To Survive is All

Why do I love Rachmaninoff’s Vocalise so much?
What has happened to me,
Overnight I’ve become an old man who weeps
For a song without words.
Is it because I’ve known the past,
Or because I know the future—
And that is a bitter knowledge to possess,
To know we will murder each other again,
And that nothing changes
Across landscapes of madness.
Another Vocalise will have to be written,
And another me will have to suffer
The sadness of knowing,
Of hating who we are,
And of what we’re capable—
After all, there’s something tragic about music
If it exists to heal the wounds
That we ourselves inflict.

Give Thanks to the Woman You Love

for Brigitte

Give thanks for her hands,
For the years they’ve woven,
For the soft touch, the steady grip,
That’s held you through the storms.

Give thanks for the quiet nights,
For the way she rests beside you,
Not needing words to say everything,
In the silence, she speaks.

Give thanks for her eyes,
For their spark, their warmth—
A mirror to your own heart,
In their depths, you’ve found your home.

Give thanks today,
Tomorrow,
And every breath between,
For she is the song that calls you home
And the silence that lets you listen.

Restful Eremition

A day of such absolute stillness
Belongs to its own mausoleum.
It’s probably been dead for years
Like the power of any potentate.

Scanning the trees and the ground
It’s just like Keats might have said,
Scarcely has the very smallest leaf
Moved from where it sometime fell.

It’s a day to sit still and be grateful,
A day for thought and restful eremition,
Like a cancer in remission,
The spirit, at rest, beside its flesh.

Almost April

Just last week in the neighbourhood
I saw an eastern bluebird
For the first time in years
More often they are in open spaces
I’m glad they’re still around
With royal blue and russet feathers
They are always beautiful to see
Now that it is almost April
Winds can still turn from the North
The earth could still hesitate
And ice encapsulate a flower
In a prism of glass
I’m afraid for the eastern bluebird
Will it survive a blast from winter
Will it have time to nest
It might be the last one I ever see
The last one to weather the changes

Occupied by Octopi

When you wash an octopus
the water becomes an octopus.

When you boil an octopus
the steam twists into tentacles.

When you cover the mirrors,
the octopi come alive.

When you crack open a window
don’t they all escape?

Samphire makes a long journey
From cephalopod to plant.

The stigmata in my hands—
shaped like baby octopuses.

How many times
have I died for my young?

How many limbs
have I regenerated?

How often have I used ink
in my own defence?

How much blue blood must spill
to save the world?

How many hearts do you need
to survive through our losses?

Sicilian Funerals

Blood-dark days and lilies in bloom,
the knife, the gun, the operatic end—
all goodfellas and grandfathers,
all godfathers and millionaires
at yet another Sicilian funeral.

I was young and arrogant,
I dared to walk behind a Mafia boss.
I could have taken the long way
around the circle of captains he sat among,
but I didn’t—he felt my presence.
He turned, slow, deliberate.
The look he cast my way
haunts me to this very day.

It was as if the dead man’s eyes
opened in the boss’s stare,
and I was staring at a cold, dead soul,
staring back at me,
and at another funeral—my own.

Jimmy Q

Every time we went to his barber supply shop,
he’d ruffle my hair
and say, “hi kid, how ya doin’?”
He knew my father from Sicily.
They went to the same school together,
but after the war, my father became a barber,
and he became a mobster.
He was friendly with dad,
like childhood friends often are.
They’d joke in dialect and laugh.

It wasn’t until later
that I learned who he was,
his businesses were fronts
for covers and covers for fronts.
Anyway, what did I care.
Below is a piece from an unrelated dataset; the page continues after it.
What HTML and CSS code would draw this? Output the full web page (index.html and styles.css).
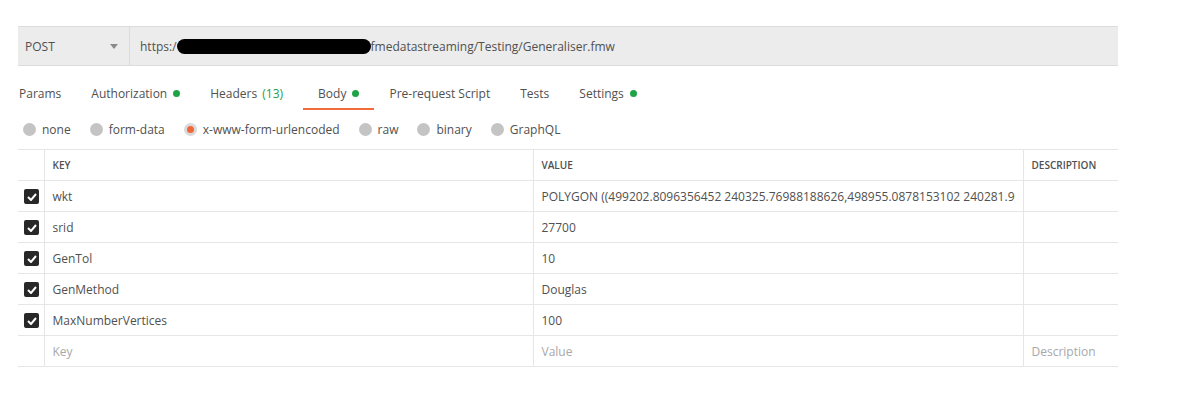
FILE: index.html
```html
<!DOCTYPE html>
<html>
	<head>
		<meta charset="utf-8" />
		<title>Generaliser</title>
		<link rel="stylesheet" href="styles.css">
	</head>
	<body>
		<div class="url-bar">
			<div class="method">
				<span>POST</span>
				<svg class="caret" width="8" height="5" viewBox="0 0 8 5"><path d="M0 0 L8 0 L4 5 Z" fill="#8a8a8a"/></svg>
			</div>
			<div class="url">https:/<span class="redact"></span>fmedatastreaming/Testing/Generaliser.fmw</div>
		</div>

		<div class="tabs">
			<div class="tab">Params</div>
			<div class="tab">Authorization<span class="dot"></span></div>
			<div class="tab">Headers <span class="count">(13)</span></div>
			<div class="tab active">Body<span class="dot"></span></div>
			<div class="tab">Pre-request Script</div>
			<div class="tab">Tests</div>
			<div class="tab">Settings<span class="dot"></span></div>
		</div>

		<div class="modes">
			<label class="mode"><span class="radio"></span>none</label>
			<label class="mode"><span class="radio"></span>form-data</label>
			<label class="mode"><span class="radio on"></span>x-www-form-urlencoded</label>
			<label class="mode"><span class="radio"></span>raw</label>
			<label class="mode"><span class="radio"></span>binary</label>
			<label class="mode"><span class="radio"></span>GraphQL</label>
		</div>

		<table class="params">
			<colgroup>
				<col class="check-w">
				<col class="key-w">
				<col class="value-w">
				<col class="desc-w">
			</colgroup>
			<tr class="head">
				<th class="check-col"></th>
				<th>KEY</th>
				<th>VALUE</th>
				<th>DESCRIPTION</th>
			</tr>
			<tr>
				<td class="check-col"><span class="check"><svg width="10" height="8" viewBox="0 0 10 8"><path d="M1 4 L4 7 L9 1" stroke="#fff" stroke-width="2" fill="none"/></svg></span></td>
				<td>wkt</td>
				<td><div class="clip">POLYGON ((499202.8096356452 240325.76988188626,498955.0878153102 240281.9613345 240200.1</div></td>
				<td></td>
			</tr>
			<tr>
				<td class="check-col"><span class="check"><svg width="10" height="8" viewBox="0 0 10 8"><path d="M1 4 L4 7 L9 1" stroke="#fff" stroke-width="2" fill="none"/></svg></span></td>
				<td>srid</td>
				<td>27700</td>
				<td></td>
			</tr>
			<tr>
				<td class="check-col"><span class="check"><svg width="10" height="8" viewBox="0 0 10 8"><path d="M1 4 L4 7 L9 1" stroke="#fff" stroke-width="2" fill="none"/></svg></span></td>
				<td>GenTol</td>
				<td>10</td>
				<td></td>
			</tr>
			<tr>
				<td class="check-col"><span class="check"><svg width="10" height="8" viewBox="0 0 10 8"><path d="M1 4 L4 7 L9 1" stroke="#fff" stroke-width="2" fill="none"/></svg></span></td>
				<td>GenMethod</td>
				<td>Douglas</td>
				<td></td>
			</tr>
			<tr>
				<td class="check-col"><span class="check"><svg width="10" height="8" viewBox="0 0 10 8"><path d="M1 4 L4 7 L9 1" stroke="#fff" stroke-width="2" fill="none"/></svg></span></td>
				<td>MaxNumberVertices</td>
				<td>100</td>
				<td></td>
			</tr>
			<tr class="placeholder">
				<td class="check-col"></td>
				<td>Key</td>
				<td>Value</td>
				<td>Description</td>
			</tr>
		</table>
	</body>
</html>
```

FILE: styles.css
```css
body {
	margin: 0px;
	padding: 26px 0px 0px 18px;
	font-family: "Open Sans", "Noto Sans", sans-serif;
	font-size: 12px;
	color: #505050;
	background-color: white;
}

.url-bar {
	display: flex;
	width: 1100px;
	height: 38px;
	background-color: #ececec;
	border-top: 1px solid #dcdcdc;
	border-bottom: 1px solid #dcdcdc;
}

.method {
	display: flex;
	align-items: center;
	justify-content: space-between;
	width: 97px;
	padding: 0px 7px;
	border-right: 1px solid #dcdcdc;
	font-size: 12px;
}

.caret {
	margin-right: 4px;
}

.url {
	display: flex;
	align-items: center;
	padding-left: 10px;
	font-size: 12px;
}

.redact {
	display: inline-block;
	width: 194px;
	height: 15px;
	background-color: black;
	border-radius: 8px;
}

.tabs {
	display: flex;
	margin-left: -14px;
	margin-top: 15px;
	height: 27px;
}

.tab {
	display: flex;
	align-items: flex-start;
	padding: 4px 15px 0px 15px;
	height: 23px;
	white-space: pre;
}

.tab.active {
	border-bottom: 2px solid #f26b3a;
	height: 23px;
}

.dot {
	display: inline-block;
	width: 7px;
	height: 7px;
	border-radius: 50%;
	background-color: #1ea446;
	margin-top: 5px;
	margin-left: 6px;
}

.count {
	color: #1e9e4c;
	margin-left: 2px;
	margin-right: 5px;
}

.modes {
	display: flex;
	align-items: center;
	height: 18px;
	margin-top: 12px;
	margin-left: 5px;
}

.mode {
	display: flex;
	align-items: center;
	margin-right: 19px;
}

.radio {
	display: inline-block;
	box-sizing: border-box;
	width: 13px;
	height: 13px;
	border-radius: 50%;
	background-color: #c4c4c4;
	margin-right: 6px;
}

.radio.on {
	background-color: #f0683a;
	border: 3px solid #dadada;
}

.params {
	margin-top: 11px;
	width: 1100px;
	border-collapse: collapse;
	table-layout: fixed;
	border-top: 1px solid #e6e6e6;
}

.check-w {
	width: 26px;
}

.key-w {
	width: 489px;
}

.value-w {
	width: 490px;
}

.desc-w {
	width: 95px;
}

.params td, .params th {
	height: 30px;
	padding: 0px 8px;
	border-bottom: 1px solid #e6e6e6;
	border-left: 1px solid #e6e6e6;
	text-align: left;
	white-space: nowrap;
	overflow: hidden;
}

.params th {
	font-size: 10px;
	font-weight: 600;
	color: #505050;
}

.params .check-col {
	border-left: none;
	padding: 0px 0px 0px 6px;
}

.clip {
	overflow: hidden;
}

.check {
	display: flex;
	align-items: center;
	justify-content: center;
	width: 15px;
	height: 15px;
	border-radius: 2px;
	background-color: #282828;
	margin-top: 1px;
}

.placeholder td {
	color: #a8a8a8;
}
```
I was a kid.

And that was the rub.
Under the RICO Act
I was “guilty by association.”

At ten I turned myself in,
but I never snitched,
and I’m still serving time
in the garden of good and evil.

Flirting with Fire

Another time—young, handsome,
And likely high on laced grass,
At a Sicilian wedding anniversary,
I asked a beautiful mob wife to dance,
And flirted with her on the floor.

Right away, my father drove me home.
“I’m saving you the beating
of a lifetime. Sleep it off.
In the morning, you apologize.”

I couldn’t believe how messed up I was—
The drugs, the homemade wine,
Full of amorous traces of the earth,
And the woman’s smouldering beauty.

When I apologized the next day,
I saw bullets in her husband’s guns—
But in his wife’s dark eyes—
A trace of arousal, a flicker of regret.